(Given request)
Gather all lines from the material that contain "index".

(Dataset section)
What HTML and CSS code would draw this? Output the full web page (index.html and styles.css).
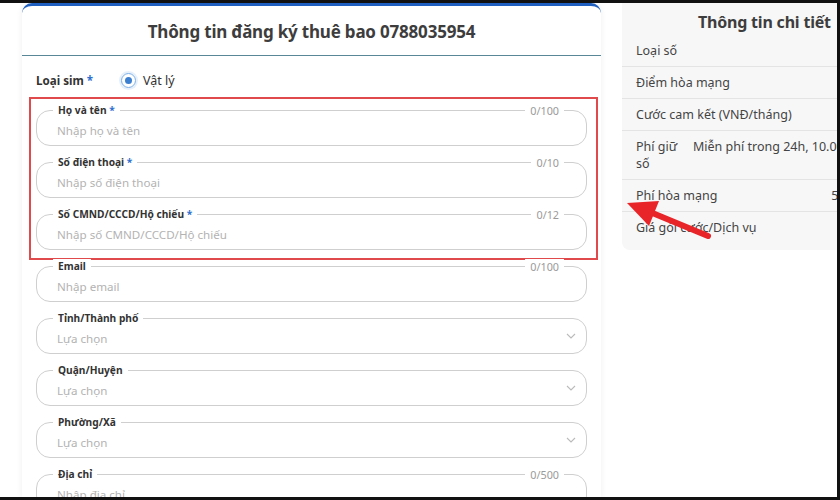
FILE: index.html
```html
<!DOCTYPE html>
<html lang="vi">

<head>
  <meta charset="UTF-8">
  <meta name="viewport" content="width=device-width, initial-scale=1.0">
  <title>Thông tin đăng ký thuê bao</title>
  <link rel="stylesheet" href="styles.css">
</head>

<body>
  <div class="screen">
    <section class="reg">
      <h2 class="reg-title">Thông tin đăng ký thuê bao 0788035954</h2>
      <div class="reg-body">
        <div class="sim-row">
          <span class="sim-label">Loại sim <i class="req">*</i></span>
          <span class="radio"><span class="radio-dot"></span></span>
          <span class="sim-value">Vật lý</span>
        </div>

        <!-- khung đỏ đánh dấu -->
        <div class="highlight">
          <div class="field">
            <span class="field-label">Họ và tên <i class="req">*</i></span>
            <span class="field-count">0/100</span>
            <span class="field-input">Nhập họ và tên</span>
          </div>
          <div class="field">
            <span class="field-label">Số điện thoại <i class="req">*</i></span>
            <span class="field-count">0/10</span>
            <span class="field-input">Nhập số điện thoại</span>
          </div>
          <div class="field">
            <span class="field-label">Số CMND/CCCD/Hộ chiếu <i class="req">*</i></span>
            <span class="field-count">0/12</span>
            <span class="field-input">Nhập số CMND/CCCD/Hộ chiếu</span>
          </div>
        </div>

        <div class="field field-email">
          <span class="field-label">Email</span>
          <span class="field-count">0/100</span>
          <span class="field-input">Nhập email</span>
        </div>
        <div class="field">
          <span class="field-label">Tỉnh/Thành phố</span>
          <span class="field-input">Lựa chọn</span>
          <svg class="chevron" viewBox="0 0 10 6" width="10" height="6">
            <path d="M1 1l4 4 4-4" fill="none" stroke="#bbb" stroke-width="1.1" />
          </svg>
        </div>
        <div class="field">
          <span class="field-label">Quận/Huyện</span>
          <span class="field-input">Lựa chọn</span>
          <svg class="chevron" viewBox="0 0 10 6" width="10" height="6">
            <path d="M1 1l4 4 4-4" fill="none" stroke="#bbb" stroke-width="1.1" />
          </svg>
        </div>
        <div class="field">
          <span class="field-label">Phường/Xã</span>
          <span class="field-input">Lựa chọn</span>
          <svg class="chevron" viewBox="0 0 10 6" width="10" height="6">
            <path d="M1 1l4 4 4-4" fill="none" stroke="#bbb" stroke-width="1.1" />
          </svg>
        </div>
        <div class="field">
          <span class="field-label">Địa chỉ</span>
          <span class="field-count">0/500</span>
          <span class="field-input">Nhập địa chỉ</span>
        </div>
      </div>
    </section>

    <aside class="detail">
      <h3 class="detail-title">Thông tin chi tiết</h3>
      <div class="row"><span class="row-label">Loại số</span><span class="row-value"></span></div>
      <div class="row"><span class="row-label">Điểm hòa mạng</span><span class="row-value"></span></div>
      <div class="row"><span class="row-label">Cước cam kết (VNĐ/tháng)</span><span class="row-value"></span></div>
      <div class="row row-fee"><span class="row-label">Phí giữ số</span><span class="row-value">Miễn phí trong 24h, 10.000đ/ngày</span></div>
      <div class="row"><span class="row-label">Phí hòa mạng</span><span class="row-value">50.000đ</span></div>
      <div class="row"><span class="row-label">Giá gói cước/Dịch vụ</span><span class="row-value"></span></div>
    </aside>

    <!-- mũi tên chú thích -->
    <svg class="arrow" viewBox="0 0 840 500" width="840" height="500">
      <line x1="708" y1="236" x2="650" y2="212" stroke="#e8262a" stroke-width="6" stroke-linecap="round" />
      <polygon points="627,203 659,201 649,226" fill="#e8262a" />
    </svg>
  </div>
</body>

</html>
```

FILE: styles.css
```css
* {
  margin: 0;
  padding: 0;
  box-sizing: border-box;
}

body {
  background: #000;
  font-family: "Noto Sans", "Liberation Sans", sans-serif;
  color: #333;
}

i {
  font-style: normal;
}

.req {
  color: #2f6fcf;
}

.screen {
  position: relative;
  width: 840px;
  height: 500px;
  display: flex;
  gap: 21px;
  padding-left: 22px;
  background: #fff;
  border-top: 3px solid #111;
  border-right: 3px solid #111;
  border-bottom: 3px solid #111;
  overflow: hidden;
}

/* form dang ky */
.reg {
  flex: 0 0 579px;
  background: #fff;
  border-top: 3px solid #1f5fbf;
  border-radius: 10px 10px 0 0;
  box-shadow: 0 0 6px rgba(0, 0, 0, 0.07);
}

.reg-title {
  height: 50px;
  line-height: 51px;
  text-align: center;
  font-size: 17px;
  letter-spacing: -0.2px;
  font-weight: 700;
  color: #3d3d3d;
  border-bottom: 1px solid #5a8798;
}

.reg-body {
  padding: 0 14px;
}

.sim-row {
  display: flex;
  align-items: center;
  height: 22px;
  margin-top: 13px;
  font-size: 12.5px;
}

.sim-label {
  width: 85px;
  font-size: 11.6px;
  font-weight: 700;
}

.radio {
  width: 15px;
  height: 15px;
  border: 1px solid #7aaee6;
  border-radius: 50%;
  display: flex;
  align-items: center;
  justify-content: center;
  margin-right: 7px;
  box-shadow: 0 0 0 2px #e6f0fb;
}

.radio-dot {
  width: 7px;
  height: 7px;
  border-radius: 50%;
  background: #3b7fd0;
}

.sim-value {
  color: #333;
}

.highlight {
  margin: 6px -11px 0 -7px;
  padding: 11px 9px 8px 5px;
  border: 2px solid #e04a4c;
}

.field {
  position: relative;
  height: 36px;
  border: 1px solid #cfcfcf;
  border-radius: 14px;
  display: flex;
  align-items: center;
  padding-left: 20px;
  margin-top: 16px;
}

.highlight .field:first-child {
  margin-top: 0;
}

.field-email {
  margin-top: 6px;
}

.field-label {
  position: absolute;
  top: -8px;
  left: 16px;
  padding: 0 5px;
  background: #fff;
  font-size: 10.2px;
  font-weight: 700;
  line-height: 15px;
  color: #333;
}

.field-count {
  position: absolute;
  top: -8px;
  right: 22px;
  padding: 0 5px;
  background: #fff;
  font-size: 10.8px;
  line-height: 15px;
  color: #9a9a9a;
}

.field-input {
  font-size: 11.6px;
  color: #b3b3b3;
  padding-top: 4px;
}

.chevron {
  margin-left: auto;
  margin-right: 10px;
}

/* bang chi tiet */
.detail {
  flex: 0 0 270px;
  width: 270px;
  min-width: 0;
  align-self: flex-start;
  background: #f7f7f8;
  border-radius: 0 0 8px 8px;
  padding-bottom: 7px;
}

.detail-title {
  padding: 6px 0 0 76px;
  line-height: 26px;
  font-size: 16px;
  letter-spacing: -0.2px;
  font-weight: 700;
  color: #3d3d3d;
  white-space: nowrap;
}

.row {
  display: flex;
  justify-content: space-between;
  gap: 10px;
  padding: 7px 14px;
  line-height: 17px;
  font-size: 12.5px;
  color: #444;
  border-bottom: 1px solid #e4e4e4;
}

.row:last-child {
  border-bottom: none;
}

.row-label {
  flex: 0 0 auto;
}

.row-value {
  white-space: nowrap;
  text-align: right;
}

.row-fee {
  justify-content: flex-start;
  gap: 0;
}

.row-fee .row-label {
  width: 57px;
}

.row-fee .row-value {
  text-align: left;
}

.arrow {
  position: absolute;
  top: -3px;
  left: 0;
  pointer-events: none;
}
```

(Response)
What HTML and CSS code would draw this? Output the full web page (index.html and styles.css).
FILE: index.html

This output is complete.